■ GIVEN TASK: From the first line of the listing below to the line with "border-[#e4e4e4] pr-[5px] pt-[10px]", print each line exactly, and nothing more. Leave out the pictures.

[Start of DATA FOR THIS TASK]

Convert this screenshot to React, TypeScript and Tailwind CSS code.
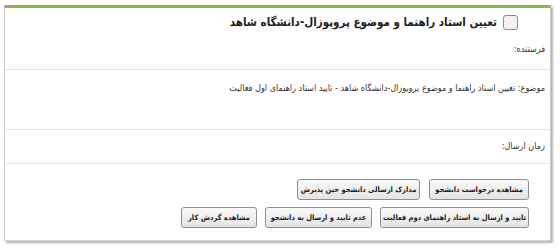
export default function App() {
  return (
    <div className="h-[252px] w-[560px] bg-white pl-[4px] pr-[9px] pt-[5px] font-['DejaVu_Sans_Condensed','DejaVu_Sans',sans-serif]" dir="rtl">
      <div className="h-[236px] border-x border-[#c8c8c8] border-b border-b-[#d8d8d8] border-t-[3px] border-t-[#8ab84c] bg-white shadow-[2px_2px_2px_rgba(0,0,0,0.3)]">
        {/* Header */}
        <div className="flex items-center gap-[6px] pr-[32px] pt-[5px]">
          <span className="h-[15px] w-[15px] rounded-[3px] border border-[#8a8a8a] bg-[#f2f2f2]" />
          <h1 className="text-[11.5px] font-bold leading-[18px] text-[#222]">
            تعیین استاد راهنما و موضوع پروپوزال-دانشگاه شاهد
          </h1>
        </div>
        <div className="h-[38px] pr-[5px] pt-[12px] text-[9px] leading-[13px] text-[#333]">فرستنده:</div>

        <div className="h-[60px] border-t border-[#e4e4e4] pr-[5px] pt-[12px] text-[9px] leading-[13px] text-[#333]">
          موضوع: تعیین استاد راهنما و موضوع پروپوزال-دانشگاه شاهد - تایید استاد راهنمای اول فعالیت
        </div>

        <div className="h-[34px] border-t border-[#e4e4e4] pr-[5px] pt-[10px] text-[9px] leading-[13px] text-[#333]">زمان ارسال:</div>

        {/* Actions */}
        <div className="flex flex-col gap-[7px] border-t border-[#e4e4e4] pr-[21px] pt-[15px]">
          <div className="flex gap-[9px]">
            <Btn className="w-[100px]">مشاهده درخواست دانشجو</Btn>
            <Btn className="w-[123px]">مدارک ارسالی دانشجو حین پذیرش</Btn>
          </div>
          <div className="flex gap-[8px]">
            <Btn className="w-[149px]">تایید و ارسال به استاد راهنمای دوم فعالیت</Btn>
            <Btn className="w-[107px]">عدم تایید و ارسال به دانشجو</Btn>
            <Btn className="w-[76px]">مشاهده گردش کار</Btn>
          </div>
        </div>
      </div>
    </div>
  );
}

function Btn({ children, className }: { children: React.ReactNode; className: string }) {
  return (
    <button
      className={`flex h-[21px] shrink-0 items-center justify-center overflow-hidden whitespace-nowrap rounded-[3px] border border-[#8f8f8f] bg-gradient-to-b from-[#fafafa] to-[#e4e4e4] text-[7.5px] font-bold text-[#222] ${className}`}
    >
      {children}
    </button>
  );
}
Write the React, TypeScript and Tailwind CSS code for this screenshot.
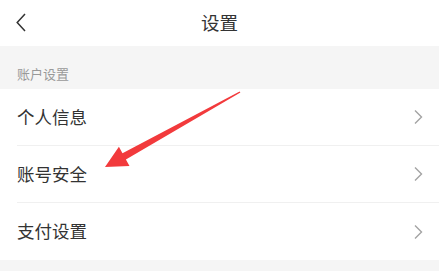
import React from 'react';

const font = { fontFamily: '"Noto Sans CJK SC", "Noto Sans", sans-serif' };

function Chevron() {
  return (
    <svg width="11" height="16" viewBox="0 0 11 16" fill="none">
      <path d="M2 1.5 L8.5 8 L2 14.5" stroke="#a3a3a3" strokeWidth="1.4" />
    </svg>
  );
}

function Row({ label, last }: { label: string; last?: boolean }) {
  return (
    <div className="flex h-[57px] items-center pl-[17px]">
      <div className={`flex h-full flex-1 items-center justify-between pr-[15px] ${last ? '' : 'border-b border-[#f0f0f0]'}`}>
        <span className="text-[17.5px] text-[#333]">{label}</span>
        <Chevron />
      </div>
    </div>
  );
}

export default function App() {
  return (
    <div className="relative h-[271px] w-[439px] overflow-hidden bg-[#f5f5f5]" style={font}>
      <div className="relative flex h-[46px] items-center justify-center bg-white">
        <svg className="absolute left-[16px] top-[13px]" width="10" height="19" viewBox="0 0 10 19" fill="none">
          <path d="M9 1 L1.2 9.5 L9 18" stroke="#333" strokeWidth="1.5" />
        </svg>
        <span className="text-[18.5px] text-[#333]">设置</span>
      </div>
      <div className="h-[43px] pl-[17px] pt-[18px] text-[13px] leading-[19px] text-[#999]">账户设置</div>
      <div className="bg-white">
        <Row label="个人信息" />
        <Row label="账号安全" />
        <Row label="支付设置" last />
      </div>
      <svg className="pointer-events-none absolute left-0 top-0" width="439" height="271" viewBox="0 0 439 271">
        <polygon
          points="105,167 118.9,146.7 122.5,153.2 239.6,91.4 240.4,92.6 125.9,159.4 129.5,165.9"
          fill="#f23a3c"
        />
      </svg>
    </div>
  );
}
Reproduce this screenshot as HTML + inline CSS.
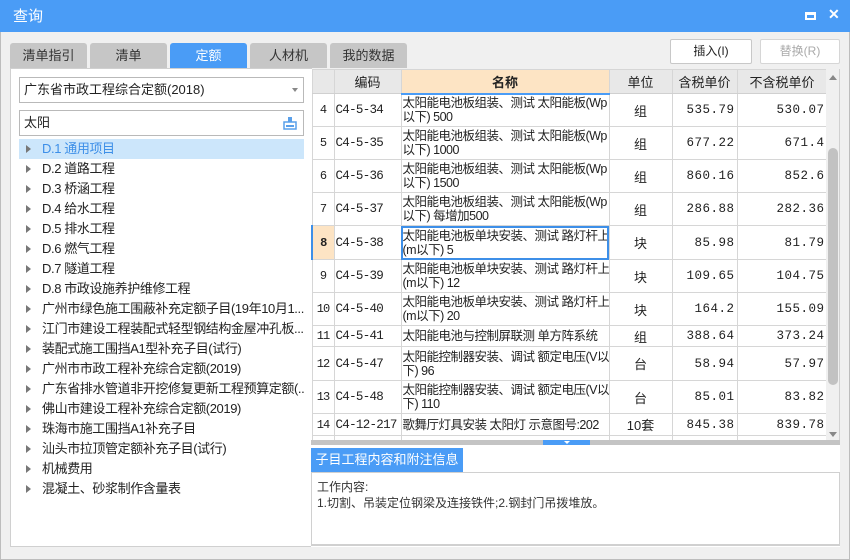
<!DOCTYPE html>
<html><head><meta charset="utf-8"><style>
*{margin:0;padding:0;box-sizing:border-box}
body{width:850px;height:560px;background:#f0f0f0;font-family:"Liberation Sans","Noto Sans CJK SC",sans-serif;font-size:13px;color:#222;position:relative;overflow:hidden}
.abs{position:absolute}
#win{left:0;top:0;width:850px;height:560px;border:1px solid #bdbdbd}
#title{left:0;top:0;width:850px;height:32px;background:#4a9cf6;color:#fff;font-size:15px;line-height:34px;padding-left:13px}
.tab{top:43px;height:25px;width:77px;background:#c6c6c6;border-radius:3px 3px 0 0;text-align:center;line-height:25px;font-size:13px;color:#333}
.tab.on{background:#4a9cf6;color:#fff}
.btn{top:39px;height:25px;width:82px;border:1px solid #c8c8c8;border-radius:2px;background:#fff;text-align:center;line-height:23px;font-size:12px}
#left{left:10px;top:68px;width:302px;height:479px;background:#fff;border:1px solid #d0d0d0}
.inp{left:19px;width:285px;height:26px;border:1px solid #b9b9b9;background:#fff;padding-left:4px;line-height:24px;font-size:13px}
.tr{left:19px;width:285px;height:20px;line-height:20px;padding-left:23px;font-size:13px;white-space:nowrap;overflow:hidden;letter-spacing:-0.4px}
.tr:before{content:"";position:absolute;left:7px;top:6px;border-left:5px solid #777;border-top:4px solid transparent;border-bottom:4px solid transparent}
.tr.sel{background:#cce6fb;color:#3d8fe8}
#grid{left:311px;top:69px;width:515px;border-collapse:collapse;table-layout:fixed;background:#fff}
#grid td{border:1px solid #d6d6d6;font-size:12px;overflow:hidden;white-space:nowrap}
#grid tr.h td{background:#e8e8e8;height:24px;text-align:center;font-size:13px;border-bottom:1px solid #d0d0d0}
#grid tr.h td.nm{background:#fde4c4;font-weight:bold;border-bottom:2px solid #4a9cf6}
#grid td.n{text-align:center;font-family:"Liberation Mono",monospace;font-size:12px;background:#fff;letter-spacing:-1px}
#grid td.c{font-family:"Liberation Mono",monospace;padding-left:1px;font-size:12.5px;letter-spacing:-0.7px}
#grid td.m{line-height:14px;padding-left:1px;font-size:12.5px;letter-spacing:-0.5px}
#grid td.u{text-align:center;font-size:13px}
#grid td.p{text-align:right;font-family:"Liberation Mono",monospace;padding-right:2px;font-size:12.5px;letter-spacing:0.5px}
#grid td.sel{outline:2px solid #3d8fe8;outline-offset:-2px}
#grid td.rn{background:#fde4c4;font-weight:bold;border-left:2px solid #3d8fe8}
</style></head><body>
<div id="win" class="abs"></div>
<div id="title" class="abs">查询</div>
<div class="abs" style="left:805px;top:12px;width:11px;height:8px;border-style:solid;border-color:#fff;border-width:3px 2px 2px 2px"></div>
<div class="abs" style="left:828px;top:6px;color:#fff;font-size:14px;font-weight:bold">✕</div>

<div class="tab abs" style="left:10px">清单指引</div>
<div class="tab abs" style="left:90px">清单</div>
<div class="tab abs on" style="left:170px">定额</div>
<div class="tab abs" style="left:250px">人材机</div>
<div class="tab abs" style="left:330px">我的数据</div>
<div class="btn abs" style="left:670px">插入(I)</div>
<div class="btn abs" style="left:760px;width:80px;color:#aaa;border-color:#d6d6d6">替换(R)</div>

<div id="left" class="abs"></div>
<div class="inp abs" style="top:77px">广东省市政工程综合定额(2018)<span class="abs" style="right:5px;top:10px;border-top:4px solid #888;border-left:3px solid transparent;border-right:3px solid transparent"></span></div>
<div class="inp abs" style="top:110px">太阳
<svg class="abs" style="right:6px;top:5px" width="14" height="14" viewBox="0 0 14 14"><rect x="1" y="6" width="12" height="7" fill="none" stroke="#5aa0ea" stroke-width="1.5"/><rect x="5" y="1" width="4" height="5" fill="#5aa0ea"/><rect x="3" y="9" width="8" height="2" fill="#5aa0ea"/></svg></div>
<div class="tr abs sel" style="top:139px">D.1 通用项目</div>
<div class="tr abs" style="top:159px">D.2 道路工程</div>
<div class="tr abs" style="top:179px">D.3 桥涵工程</div>
<div class="tr abs" style="top:199px">D.4 给水工程</div>
<div class="tr abs" style="top:219px">D.5 排水工程</div>
<div class="tr abs" style="top:239px">D.6 燃气工程</div>
<div class="tr abs" style="top:259px">D.7 隧道工程</div>
<div class="tr abs" style="top:279px">D.8 市政设施养护维修工程</div>
<div class="tr abs" style="top:299px">广州市绿色施工围蔽补充定额子目(19年10月1...</div>
<div class="tr abs" style="top:319px">江门市建设工程装配式轻型钢结构金屋冲孔板...</div>
<div class="tr abs" style="top:339px">装配式施工围挡A1型补充子目(试行)</div>
<div class="tr abs" style="top:359px">广州市市政工程补充综合定额(2019)</div>
<div class="tr abs" style="top:379px">广东省排水管道非开挖修复更新工程预算定额(...</div>
<div class="tr abs" style="top:399px">佛山市建设工程补充综合定额(2019)</div>
<div class="tr abs" style="top:419px">珠海市施工围挡A1补充子目</div>
<div class="tr abs" style="top:439px">汕头市拉顶管定额补充子目(试行)</div>
<div class="tr abs" style="top:459px">机械费用</div>
<div class="tr abs" style="top:479px">混凝土、砂浆制作含量表</div>

<div class="abs" style="left:311px;top:69px;width:529px;height:371px;background:#fff;border-right:1px solid #d0d0d0;overflow:hidden">
<table id="grid" style="left:0;top:0;position:absolute">
<colgroup><col style="width:22px"><col style="width:67px"><col style="width:208px"><col style="width:63px"><col style="width:65px"><col style="width:90px"></colgroup>
<tr class="h"><td></td><td>编码</td><td class="nm">名称</td><td>单位</td><td>含税单价</td><td>不含税单价</td></tr>
<tr style="height:33px"><td class="n">4</td><td class="c">C4-5-34</td><td class="m">太阳能电池板组装、测试 太阳能板(Wp<br>以下) 500</td><td class="u">组</td><td class="p">535.79</td><td class="p">530.07</td></tr>
<tr style="height:33px"><td class="n">5</td><td class="c">C4-5-35</td><td class="m">太阳能电池板组装、测试 太阳能板(Wp<br>以下) 1000</td><td class="u">组</td><td class="p">677.22</td><td class="p">671.4</td></tr>
<tr style="height:33px"><td class="n">6</td><td class="c">C4-5-36</td><td class="m">太阳能电池板组装、测试 太阳能板(Wp<br>以下) 1500</td><td class="u">组</td><td class="p">860.16</td><td class="p">852.6</td></tr>
<tr style="height:33px"><td class="n">7</td><td class="c">C4-5-37</td><td class="m">太阳能电池板组装、测试 太阳能板(Wp<br>以下) 每增加500</td><td class="u">组</td><td class="p">286.88</td><td class="p">282.36</td></tr>
<tr style="height:34px"><td class="n rn">8</td><td class="c">C4-5-38</td><td class="m sel">太阳能电池板单块安装、测试 路灯杆上<br>(m以下) 5</td><td class="u">块</td><td class="p">85.98</td><td class="p">81.79</td></tr>
<tr style="height:33px"><td class="n">9</td><td class="c">C4-5-39</td><td class="m">太阳能电池板单块安装、测试 路灯杆上<br>(m以下) 12</td><td class="u">块</td><td class="p">109.65</td><td class="p">104.75</td></tr>
<tr style="height:33px"><td class="n">10</td><td class="c">C4-5-40</td><td class="m">太阳能电池板单块安装、测试 路灯杆上<br>(m以下) 20</td><td class="u">块</td><td class="p">164.2</td><td class="p">155.09</td></tr>
<tr style="height:21px"><td class="n">11</td><td class="c">C4-5-41</td><td class="m">太阳能电池与控制屏联测 单方阵系统</td><td class="u">组</td><td class="p">388.64</td><td class="p">373.24</td></tr>
<tr style="height:34px"><td class="n">12</td><td class="c">C4-5-47</td><td class="m">太阳能控制器安装、调试 额定电压(V以<br>下) 96</td><td class="u">台</td><td class="p">58.94</td><td class="p">57.97</td></tr>
<tr style="height:33px"><td class="n">13</td><td class="c">C4-5-48</td><td class="m">太阳能控制器安装、调试 额定电压(V以<br>下) 110</td><td class="u">台</td><td class="p">85.01</td><td class="p">83.82</td></tr>
<tr style="height:22px"><td class="n">14</td><td class="c">C4-12-217</td><td class="m">歌舞厅灯具安装 太阳灯 示意图号:202</td><td class="u">10套</td><td class="p">845.38</td><td class="p">839.78</td></tr>
<tr style="height:22px"><td class="n"></td><td></td><td></td><td></td><td></td><td></td></tr>
</table>
<div class="abs" style="left:515px;top:0;width:14px;height:371px;background:#f0f0f0"></div>
<div class="abs" style="left:517px;top:79px;width:10px;height:237px;background:#c2c2c2;border-radius:5px"></div>
<div class="abs" style="left:518px;top:6px;border-bottom:5px solid #888;border-left:4px solid transparent;border-right:4px solid transparent"></div>
<div class="abs" style="left:518px;top:363px;border-top:5px solid #888;border-left:4px solid transparent;border-right:4px solid transparent"></div>
</div>
<div class="abs" style="left:311px;top:440px;width:529px;height:5px;background:#c4c4c4"></div>
<div class="abs" style="left:543px;top:440px;width:47px;height:5px;background:#4a9cf6"></div>
<div class="abs" style="left:564px;top:441px;border-top:3px solid #fff;border-left:3px solid transparent;border-right:3px solid transparent"></div>
<div class="abs" style="left:311px;top:445px;width:529px;height:102px;background:#fff"></div>
<div class="abs" style="left:311px;top:448px;width:152px;height:24px;background:#4a9cf6;color:#fff;text-align:center;line-height:24px;font-size:13px">子目工程内容和附注信息</div>
<div class="abs" style="left:311px;top:472px;width:529px;height:74px;border:1px solid #d0d0d0;border-bottom:2px solid #d0d0d0;padding:6px 0 0 5px;font-size:12px;line-height:16px;color:#333">工作内容:<br>1.切割、吊装定位钢梁及连接铁件;2.钢封门吊拨堆放。</div>
</body></html>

[End of DATA FOR THIS TASK]

■ SOLUTION TO THIS PROBLEM:
Convert this screenshot to React, TypeScript and Tailwind CSS code.
export default function App() {
  return (
    <div className="h-[252px] w-[560px] bg-white pl-[4px] pr-[9px] pt-[5px] font-['DejaVu_Sans_Condensed','DejaVu_Sans',sans-serif]" dir="rtl">
      <div className="h-[236px] border-x border-[#c8c8c8] border-b border-b-[#d8d8d8] border-t-[3px] border-t-[#8ab84c] bg-white shadow-[2px_2px_2px_rgba(0,0,0,0.3)]">
        {/* Header */}
        <div className="flex items-center gap-[6px] pr-[32px] pt-[5px]">
          <span className="h-[15px] w-[15px] rounded-[3px] border border-[#8a8a8a] bg-[#f2f2f2]" />
          <h1 className="text-[11.5px] font-bold leading-[18px] text-[#222]">
            تعیین استاد راهنما و موضوع پروپوزال-دانشگاه شاهد
          </h1>
        </div>
        <div className="h-[38px] pr-[5px] pt-[12px] text-[9px] leading-[13px] text-[#333]">فرستنده:</div>

        <div className="h-[60px] border-t border-[#e4e4e4] pr-[5px] pt-[12px] text-[9px] leading-[13px] text-[#333]">
          موضوع: تعیین استاد راهنما و موضوع پروپوزال-دانشگاه شاهد - تایید استاد راهنمای اول فعالیت
        </div>

        <div className="h-[34px] border-t border-[#e4e4e4] pr-[5px] pt-[10px] text-[9px] leading-[13px] text-[#333]">زمان ارسال:</div>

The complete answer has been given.